**WHAT THE EXERCISE ASKS**. Copy the material that follows word for word and omit its pictures.

**DATA EXCERPT**.
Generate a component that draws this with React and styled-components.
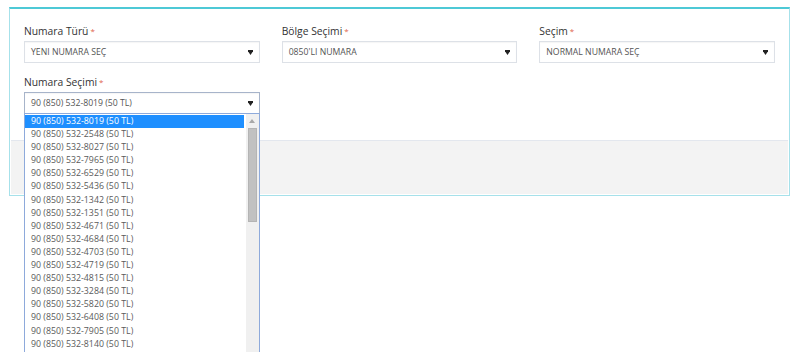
import React from 'react';
import styled, { createGlobalStyle } from 'styled-components';

const GlobalStyle = createGlobalStyle`
	html, body {
		margin: 0;
		padding: 0;
		background: #fff;
		font-family: "Open Sans", "Liberation Sans", sans-serif;
	}
`;

const Page = styled.div`
	height: 352px;
	overflow: hidden;
	padding-top: 7px;
	box-sizing: border-box;
`;

const Panel = styled.div`
	margin: 0 10px 0 9px;
	border: 1px solid #a6e1ea;
	border-top: 2px solid #4ec9d6;
	background: #fff;
`;

const Form = styled.div`
	display: grid;
	grid-template-columns: repeat(3, 1fr);
	column-gap: 22px;
	row-gap: 11px;
	padding: 14px 14px 26px 14px;
`;

const Field = styled.div`
	position: relative;
`;

const Label = styled.div`
	font-size: 10.3px;
	line-height: 16px;
	color: #333;
	margin-bottom: 2px;

	span {
		color: #e0644a;
		font-size: 8px;
		margin-left: 2px;
		vertical-align: 1px;
	}
`;

const SelectBox = styled.div`
	height: 22px;
	box-sizing: border-box;
	border: 1px solid ${({ $focused }) => ($focused ? '#a7b4ca' : '#dde1e7')};
	box-shadow: inset 0 1px 1px rgba(0, 0, 0, 0.04);
	display: flex;
	align-items: center;
	justify-content: space-between;
	padding: 0 6px 0 6px;
	font-size: 8.7px;
	color: #555;
	text-transform: ${({ $plain }) => ($plain ? 'none' : 'uppercase')};
	background: #fff;
`;

const Arrow = () => (
	<svg width="5" height="5" viewBox="0 0 5 5">
		<path d="M0 0h5v1.2L2.5 5 0 1.2z" fill="#222" />
	</svg>
);

const DropList = styled.div`
	position: absolute;
	top: 100%;
	left: 0;
	right: 0;
	margin-top: -1px;
	height: 260px;
	overflow: hidden;
	box-sizing: border-box;
	border: 1px solid #8eaadb;
	border-bottom: none;
	background: #fff;
	display: flex;
	z-index: 5;
`;

const Options = styled.div`
	flex: 1;
	padding-top: 1px;
`;

const Option = styled.div`
	height: 13.1px;
	line-height: 13px;
	padding-left: 6px;
	font-size: 8.8px;
	white-space: nowrap;
	color: ${({ $selected }) => ($selected ? '#fff' : '#5a5a5a')};
	background: ${({ $selected }) => ($selected ? '#1e8fff' : 'transparent')};
	margin-right: 2px;
`;

const ScrollTrack = styled.div`
	width: 11px;
	background: #f0f0f0;
	display: flex;
	flex-direction: column;
	align-items: center;
	padding: 2px 1px 0;
`;

const ScrollUp = styled.div`
	width: 10px;
	height: 10px;
	display: flex;
	align-items: center;
	justify-content: center;
	background: #f0f0f0;
`;

const Thumb = styled.div`
	width: 9px;
	height: 94px;
	margin-top: 2px;
	background: #c1c1c1;
	border: 1px solid #b4b4b4;
	box-sizing: border-box;
`;

const Footer = styled.div`
	height: 53px;
	margin: 0 1px 1px;
	background: #f3f3f3;
	border-top: 1px solid #e3e7ee;
`;

const numbers = [
	'8019', '2548', '8027', '7965', '6529', '5436', '1342', '1351', '4671',
	'4684', '4703', '4719', '4815', '3284', '5820', '6408', '7905', '8140',
];

const Select = ({ value, focused, plain }) => (
	<SelectBox $focused={focused} $plain={plain}>
		<span>{value}</span>
		<Arrow />
	</SelectBox>
);

export default function App() {
	return (
		<Page>
			<GlobalStyle />
			<Panel>
				<Form>
					<Field>
						<Label>Numara Türü<span>*</span></Label>
						<Select value="Yeni Numara Seç" />
					</Field>
					<Field>
						<Label>Bölge Seçimi<span>*</span></Label>
						<Select value="0850'li Numara" />
					</Field>
					<Field>
						<Label>Seçim<span>*</span></Label>
						<Select value="Normal Numara Seç" />
					</Field>
					<Field>
						<Label>Numara Seçimi<span>*</span></Label>
						<Select value="90 (850) 532-8019 (50 TL)" focused plain />
						<DropList>
							<Options>
								{numbers.map((n, i) => (
									<Option key={n} $selected={i === 0}>
										90 (850) 532-{n} (50 TL)
									</Option>
								))}
							</Options>
							<ScrollTrack>
								<ScrollUp>
									<svg width="6" height="4" viewBox="0 0 6 4">
										<path d="M3 0L6 4H0z" fill="#a8a8a8" />
									</svg>
								</ScrollUp>
								<Thumb />
							</ScrollTrack>
						</DropList>
					</Field>
				</Form>
				<Footer />
			</Panel>
		</Page>
	);
}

**TASK RESPONSE**.
Generate a component that draws this with React and styled-components.
import React from 'react';
import styled, { createGlobalStyle } from 'styled-components';

const GlobalStyle = createGlobalStyle`
	html, body {
		margin: 0;
		padding: 0;
		background: #fff;
		font-family: "Open Sans", "Liberation Sans", sans-serif;
	}
`;

const Page = styled.div`
	height: 352px;
	overflow: hidden;
	padding-top: 7px;
	box-sizing: border-box;
`;

const Panel = styled.div`
	margin: 0 10px 0 9px;
	border: 1px solid #a6e1ea;
	border-top: 2px solid #4ec9d6;
	background: #fff;
`;

const Form = styled.div`
	display: grid;
	grid-template-columns: repeat(3, 1fr);
	column-gap: 22px;
	row-gap: 11px;
	padding: 14px 14px 26px 14px;
`;

const Field = styled.div`
	position: relative;
`;

const Label = styled.div`
	font-size: 10.3px;
	line-height: 16px;
	color: #333;
	margin-bottom: 2px;

	span {
		color: #e0644a;
		font-size: 8px;
		margin-left: 2px;
		vertical-align: 1px;
	}
`;

const SelectBox = styled.div`
	height: 22px;
	box-sizing: border-box;
	border: 1px solid ${({ $focused }) => ($focused ? '#a7b4ca' : '#dde1e7')};
	box-shadow: inset 0 1px 1px rgba(0, 0, 0, 0.04);
	display: flex;
	align-items: center;
	justify-content: space-between;
	padding: 0 6px 0 6px;
	font-size: 8.7px;
	color: #555;
	text-transform: ${({ $plain }) => ($plain ? 'none' : 'uppercase')};
	background: #fff;
`;

const Arrow = () => (
	<svg width="5" height="5" viewBox="0 0 5 5">
		<path d="M0 0h5v1.2L2.5 5 0 1.2z" fill="#222" />
	</svg>
);

const DropList = styled.div`
	position: absolute;
	top: 100%;
	left: 0;
	right: 0;
	margin-top: -1px;
	height: 260px;
	overflow: hidden;
	box-sizing: border-box;
	border: 1px solid #8eaadb;
	border-bottom: none;
	background: #fff;
	display: flex;
	z-index: 5;
`;

const Options = styled.div`
	flex: 1;
	padding-top: 1px;
`;

const Option = styled.div`
	height: 13.1px;
	line-height: 13px;
	padding-left: 6px;
	font-size: 8.8px;
	white-space: nowrap;
	color: ${({ $selected }) => ($selected ? '#fff' : '#5a5a5a')};
	background: ${({ $selected }) => ($selected ? '#1e8fff' : 'transparent')};
	margin-right: 2px;
`;

const ScrollTrack = styled.div`
	width: 11px;
	background: #f0f0f0;
	display: flex;
	flex-direction: column;
	align-items: center;
	padding: 2px 1px 0;
`;

const ScrollUp = styled.div`
	width: 10px;
	height: 10px;
	display: flex;
	align-items: center;
	justify-content: center;
	background: #f0f0f0;
`;

const Thumb = styled.div`
	width: 9px;
	height: 94px;
	margin-top: 2px;
	background: #c1c1c1;
	border: 1px solid #b4b4b4;
	box-sizing: border-box;
`;

const Footer = styled.div`
	height: 53px;
	margin: 0 1px 1px;
	background: #f3f3f3;
	border-top: 1px solid #e3e7ee;
`;

const numbers = [
	'8019', '2548', '8027', '7965', '6529', '5436', '1342', '1351', '4671',
	'4684', '4703', '4719', '4815', '3284', '5820', '6408', '7905', '8140',
];

const Select = ({ value, focused, plain }) => (
	<SelectBox $focused={focused} $plain={plain}>
		<span>{value}</span>
		<Arrow />
	</SelectBox>
);

export default function App() {
	return (
		<Page>
			<GlobalStyle />
			<Panel>
				<Form>
					<Field>
						<Label>Numara Türü<span>*</span></Label>
						<Select value="Yeni Numara Seç" />
					</Field>
					<Field>
						<Label>Bölge Seçimi<span>*</span></Label>
						<Select value="0850'li Numara" />
					</Field>
					<Field>
						<Label>Seçim<span>*</span></Label>
						<Select value="Normal Numara Seç" />
					</Field>
					<Field>
						<Label>Numara Seçimi<span>*</span></Label>
						<Select value="90 (850) 532-8019 (50 TL)" focused plain />
						<DropList>
							<Options>
								{numbers.map((n, i) => (
									<Option key={n} $selected={i === 0}>
										90 (850) 532-{n} (50 TL)
									</Option>
								))}
							</Options>
							<ScrollTrack>
								<ScrollUp>
									<svg width="6" height="4" viewBox="0 0 6 4">
										<path d="M3 0L6 4H0z" fill="#a8a8a8" />
									</svg>
								</ScrollUp>
								<Thumb />
							</ScrollTrack>
						</DropList>
					</Field>
				</Form>
				<Footer />
			</Panel>
		</Page>
	);
}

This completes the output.